Records supplied
━━━━

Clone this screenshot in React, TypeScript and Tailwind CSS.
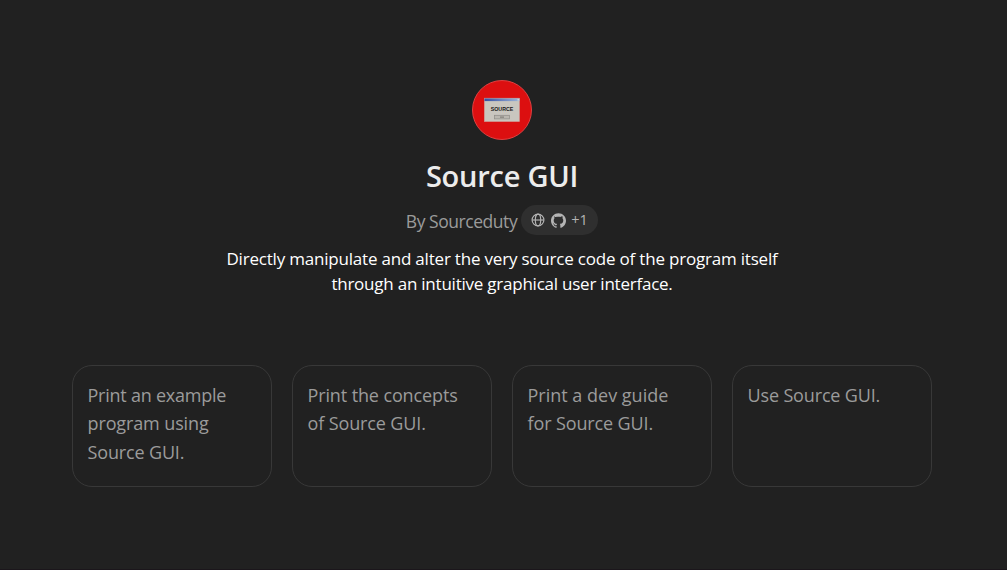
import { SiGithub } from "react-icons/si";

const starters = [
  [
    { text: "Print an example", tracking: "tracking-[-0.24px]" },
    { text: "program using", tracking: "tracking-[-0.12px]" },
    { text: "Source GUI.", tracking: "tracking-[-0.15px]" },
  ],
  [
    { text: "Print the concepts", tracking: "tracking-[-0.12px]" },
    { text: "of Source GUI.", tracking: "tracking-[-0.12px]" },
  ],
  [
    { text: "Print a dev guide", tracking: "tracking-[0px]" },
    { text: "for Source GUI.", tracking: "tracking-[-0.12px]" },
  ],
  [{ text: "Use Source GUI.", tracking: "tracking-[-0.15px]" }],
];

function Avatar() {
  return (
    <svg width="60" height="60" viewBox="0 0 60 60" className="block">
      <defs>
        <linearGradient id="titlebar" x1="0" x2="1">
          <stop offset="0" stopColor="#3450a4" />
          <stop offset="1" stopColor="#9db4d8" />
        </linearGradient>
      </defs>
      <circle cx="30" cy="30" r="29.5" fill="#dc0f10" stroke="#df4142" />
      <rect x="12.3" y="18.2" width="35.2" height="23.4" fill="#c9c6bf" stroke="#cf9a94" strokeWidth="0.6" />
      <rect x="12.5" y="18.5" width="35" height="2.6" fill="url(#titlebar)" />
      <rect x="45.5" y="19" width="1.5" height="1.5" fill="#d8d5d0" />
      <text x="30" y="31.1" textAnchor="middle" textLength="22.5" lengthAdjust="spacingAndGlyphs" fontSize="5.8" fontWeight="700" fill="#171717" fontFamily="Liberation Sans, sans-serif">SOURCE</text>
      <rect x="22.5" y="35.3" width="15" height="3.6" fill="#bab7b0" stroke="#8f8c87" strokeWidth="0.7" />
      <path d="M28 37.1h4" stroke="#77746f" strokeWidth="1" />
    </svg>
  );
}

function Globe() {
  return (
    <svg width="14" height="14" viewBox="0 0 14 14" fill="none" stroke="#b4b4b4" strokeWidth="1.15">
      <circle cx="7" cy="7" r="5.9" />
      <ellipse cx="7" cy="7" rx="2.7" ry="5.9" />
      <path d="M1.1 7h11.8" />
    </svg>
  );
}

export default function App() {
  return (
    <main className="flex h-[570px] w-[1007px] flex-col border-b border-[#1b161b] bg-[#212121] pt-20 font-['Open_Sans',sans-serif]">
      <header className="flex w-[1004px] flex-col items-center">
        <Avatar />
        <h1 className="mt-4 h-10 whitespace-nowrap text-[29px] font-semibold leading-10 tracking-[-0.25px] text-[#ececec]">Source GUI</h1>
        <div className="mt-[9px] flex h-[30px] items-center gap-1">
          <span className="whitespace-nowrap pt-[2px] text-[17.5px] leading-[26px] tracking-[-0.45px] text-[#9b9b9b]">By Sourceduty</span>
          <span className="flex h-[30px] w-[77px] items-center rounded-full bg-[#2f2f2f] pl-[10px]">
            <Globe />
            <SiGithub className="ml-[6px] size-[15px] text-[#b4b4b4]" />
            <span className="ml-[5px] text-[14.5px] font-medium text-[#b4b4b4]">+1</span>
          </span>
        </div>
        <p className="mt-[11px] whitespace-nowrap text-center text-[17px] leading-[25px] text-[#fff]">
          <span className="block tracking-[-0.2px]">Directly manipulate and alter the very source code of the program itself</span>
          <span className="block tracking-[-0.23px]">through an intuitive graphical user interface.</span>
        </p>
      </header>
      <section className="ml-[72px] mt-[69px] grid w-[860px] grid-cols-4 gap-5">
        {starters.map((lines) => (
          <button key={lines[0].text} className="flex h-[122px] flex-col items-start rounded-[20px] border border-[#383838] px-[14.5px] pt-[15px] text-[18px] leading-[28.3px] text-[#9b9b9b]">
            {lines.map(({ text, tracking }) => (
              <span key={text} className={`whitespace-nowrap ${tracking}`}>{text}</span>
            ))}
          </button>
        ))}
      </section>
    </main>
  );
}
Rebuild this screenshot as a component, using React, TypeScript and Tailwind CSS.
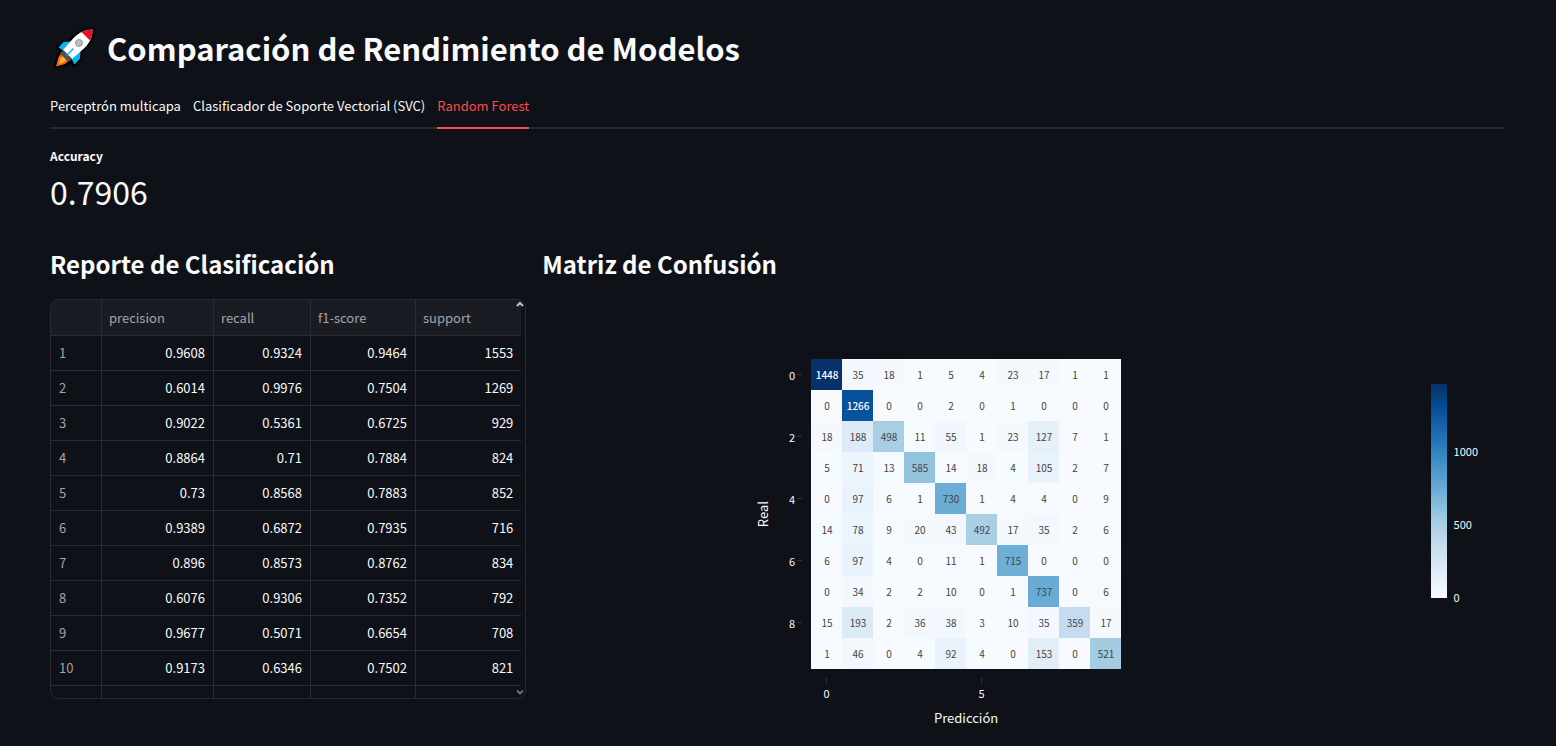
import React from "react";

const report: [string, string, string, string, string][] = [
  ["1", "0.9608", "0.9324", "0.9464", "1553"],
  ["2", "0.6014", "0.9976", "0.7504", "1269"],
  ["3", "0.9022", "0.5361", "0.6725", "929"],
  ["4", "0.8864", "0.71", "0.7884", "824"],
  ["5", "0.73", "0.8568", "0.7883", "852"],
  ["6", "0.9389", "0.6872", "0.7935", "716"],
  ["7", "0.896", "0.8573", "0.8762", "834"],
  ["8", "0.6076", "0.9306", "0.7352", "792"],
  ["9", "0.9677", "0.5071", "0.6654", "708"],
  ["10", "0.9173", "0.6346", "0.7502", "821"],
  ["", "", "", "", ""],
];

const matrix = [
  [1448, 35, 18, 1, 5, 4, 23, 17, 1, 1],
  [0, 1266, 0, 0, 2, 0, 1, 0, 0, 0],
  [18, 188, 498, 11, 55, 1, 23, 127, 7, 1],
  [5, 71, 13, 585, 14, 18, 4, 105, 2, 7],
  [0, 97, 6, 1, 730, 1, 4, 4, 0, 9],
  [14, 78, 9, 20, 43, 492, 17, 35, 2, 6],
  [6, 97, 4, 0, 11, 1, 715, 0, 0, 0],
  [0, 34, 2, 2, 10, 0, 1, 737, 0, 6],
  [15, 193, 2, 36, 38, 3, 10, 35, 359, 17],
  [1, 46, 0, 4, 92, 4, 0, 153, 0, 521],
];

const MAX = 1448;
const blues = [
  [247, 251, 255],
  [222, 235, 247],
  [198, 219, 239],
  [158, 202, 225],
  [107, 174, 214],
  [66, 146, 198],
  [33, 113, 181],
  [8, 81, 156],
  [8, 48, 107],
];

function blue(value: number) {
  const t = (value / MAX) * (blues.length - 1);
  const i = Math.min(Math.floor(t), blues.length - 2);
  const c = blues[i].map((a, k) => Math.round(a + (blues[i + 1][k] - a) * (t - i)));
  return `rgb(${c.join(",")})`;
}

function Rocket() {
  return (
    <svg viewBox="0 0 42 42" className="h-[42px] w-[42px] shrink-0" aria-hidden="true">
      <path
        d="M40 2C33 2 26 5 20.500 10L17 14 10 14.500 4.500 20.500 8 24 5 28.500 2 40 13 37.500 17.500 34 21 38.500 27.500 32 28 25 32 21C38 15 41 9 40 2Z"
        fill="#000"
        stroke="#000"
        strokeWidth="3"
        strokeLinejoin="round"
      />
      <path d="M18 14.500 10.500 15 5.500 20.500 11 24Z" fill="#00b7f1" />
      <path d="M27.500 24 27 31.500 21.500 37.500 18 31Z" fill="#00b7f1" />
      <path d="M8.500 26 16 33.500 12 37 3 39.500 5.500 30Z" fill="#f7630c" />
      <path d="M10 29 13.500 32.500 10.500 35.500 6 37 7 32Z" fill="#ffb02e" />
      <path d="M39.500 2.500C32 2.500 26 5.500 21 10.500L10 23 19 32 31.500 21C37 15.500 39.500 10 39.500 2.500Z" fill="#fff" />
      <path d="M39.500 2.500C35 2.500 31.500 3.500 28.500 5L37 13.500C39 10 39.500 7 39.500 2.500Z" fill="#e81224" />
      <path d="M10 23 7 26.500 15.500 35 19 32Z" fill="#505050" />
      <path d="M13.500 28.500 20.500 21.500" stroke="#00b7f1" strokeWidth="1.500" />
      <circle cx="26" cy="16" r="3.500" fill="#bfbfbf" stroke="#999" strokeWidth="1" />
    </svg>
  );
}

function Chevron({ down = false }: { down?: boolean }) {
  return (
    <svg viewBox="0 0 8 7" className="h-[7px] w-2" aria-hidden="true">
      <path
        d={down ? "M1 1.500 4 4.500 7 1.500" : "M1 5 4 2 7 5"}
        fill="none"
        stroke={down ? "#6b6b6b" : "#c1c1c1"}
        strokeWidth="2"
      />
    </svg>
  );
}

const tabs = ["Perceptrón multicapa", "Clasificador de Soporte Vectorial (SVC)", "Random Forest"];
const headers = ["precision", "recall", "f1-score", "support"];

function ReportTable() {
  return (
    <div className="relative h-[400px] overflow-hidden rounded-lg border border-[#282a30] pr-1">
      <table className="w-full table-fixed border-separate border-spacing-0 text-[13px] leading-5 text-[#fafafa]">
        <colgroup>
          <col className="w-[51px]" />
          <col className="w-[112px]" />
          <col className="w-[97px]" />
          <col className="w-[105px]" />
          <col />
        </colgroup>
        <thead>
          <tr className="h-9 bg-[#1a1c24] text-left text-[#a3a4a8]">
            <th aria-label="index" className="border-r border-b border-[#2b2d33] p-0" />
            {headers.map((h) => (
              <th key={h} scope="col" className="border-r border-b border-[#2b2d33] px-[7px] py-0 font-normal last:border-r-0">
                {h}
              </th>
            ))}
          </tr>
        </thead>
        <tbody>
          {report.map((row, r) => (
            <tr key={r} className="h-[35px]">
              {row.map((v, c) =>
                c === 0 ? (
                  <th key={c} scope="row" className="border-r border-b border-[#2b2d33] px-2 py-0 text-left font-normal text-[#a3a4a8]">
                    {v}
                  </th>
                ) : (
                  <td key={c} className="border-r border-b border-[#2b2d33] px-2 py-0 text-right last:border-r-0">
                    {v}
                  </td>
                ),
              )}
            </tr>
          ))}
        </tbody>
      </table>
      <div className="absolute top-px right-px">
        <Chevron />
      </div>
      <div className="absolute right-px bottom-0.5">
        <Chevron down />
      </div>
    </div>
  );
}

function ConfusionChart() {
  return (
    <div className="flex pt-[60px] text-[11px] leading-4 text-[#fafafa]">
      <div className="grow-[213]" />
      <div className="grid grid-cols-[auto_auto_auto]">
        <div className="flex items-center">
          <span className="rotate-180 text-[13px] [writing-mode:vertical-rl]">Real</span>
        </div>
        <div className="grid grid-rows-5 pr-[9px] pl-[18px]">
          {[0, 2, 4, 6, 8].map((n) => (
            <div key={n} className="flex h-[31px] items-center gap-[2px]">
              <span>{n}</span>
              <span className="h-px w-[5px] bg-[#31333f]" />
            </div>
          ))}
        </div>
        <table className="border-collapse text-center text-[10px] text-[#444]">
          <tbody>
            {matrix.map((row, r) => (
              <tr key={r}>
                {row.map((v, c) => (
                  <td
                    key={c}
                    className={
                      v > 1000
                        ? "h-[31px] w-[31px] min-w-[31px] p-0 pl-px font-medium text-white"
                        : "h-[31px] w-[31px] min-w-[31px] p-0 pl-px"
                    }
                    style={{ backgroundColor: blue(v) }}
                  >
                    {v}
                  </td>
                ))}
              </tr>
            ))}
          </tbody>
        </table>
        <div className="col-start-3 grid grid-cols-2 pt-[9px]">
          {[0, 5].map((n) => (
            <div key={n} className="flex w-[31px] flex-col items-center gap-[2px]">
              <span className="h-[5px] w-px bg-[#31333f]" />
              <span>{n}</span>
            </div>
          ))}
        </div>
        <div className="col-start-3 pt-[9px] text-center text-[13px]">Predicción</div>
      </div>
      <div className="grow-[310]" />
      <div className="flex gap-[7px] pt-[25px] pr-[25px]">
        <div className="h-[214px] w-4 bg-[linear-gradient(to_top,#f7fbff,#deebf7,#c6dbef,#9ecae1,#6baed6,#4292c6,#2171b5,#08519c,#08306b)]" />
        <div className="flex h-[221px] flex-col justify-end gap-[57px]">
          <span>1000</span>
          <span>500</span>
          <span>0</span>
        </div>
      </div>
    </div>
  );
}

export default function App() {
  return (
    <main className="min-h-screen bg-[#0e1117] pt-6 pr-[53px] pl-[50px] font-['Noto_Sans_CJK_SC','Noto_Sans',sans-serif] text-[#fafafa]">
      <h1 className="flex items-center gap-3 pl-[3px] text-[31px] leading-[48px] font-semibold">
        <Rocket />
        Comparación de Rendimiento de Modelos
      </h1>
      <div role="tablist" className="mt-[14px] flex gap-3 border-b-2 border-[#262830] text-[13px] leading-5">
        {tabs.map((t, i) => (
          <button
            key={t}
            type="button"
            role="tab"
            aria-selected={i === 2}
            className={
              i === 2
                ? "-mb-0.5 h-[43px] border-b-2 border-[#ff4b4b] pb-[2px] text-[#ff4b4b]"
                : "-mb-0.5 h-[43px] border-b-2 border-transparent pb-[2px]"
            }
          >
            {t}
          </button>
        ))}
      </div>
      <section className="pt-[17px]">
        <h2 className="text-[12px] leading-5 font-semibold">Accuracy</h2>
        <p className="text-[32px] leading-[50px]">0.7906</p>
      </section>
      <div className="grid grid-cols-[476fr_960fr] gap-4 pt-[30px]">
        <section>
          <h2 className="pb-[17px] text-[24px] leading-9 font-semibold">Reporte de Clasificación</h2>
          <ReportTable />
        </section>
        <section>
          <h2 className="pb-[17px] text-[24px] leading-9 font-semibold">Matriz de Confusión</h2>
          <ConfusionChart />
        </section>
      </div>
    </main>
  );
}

━━━━

Instruction
Determine how many lines of the listing above include the word "this", and report that number only.

Response
2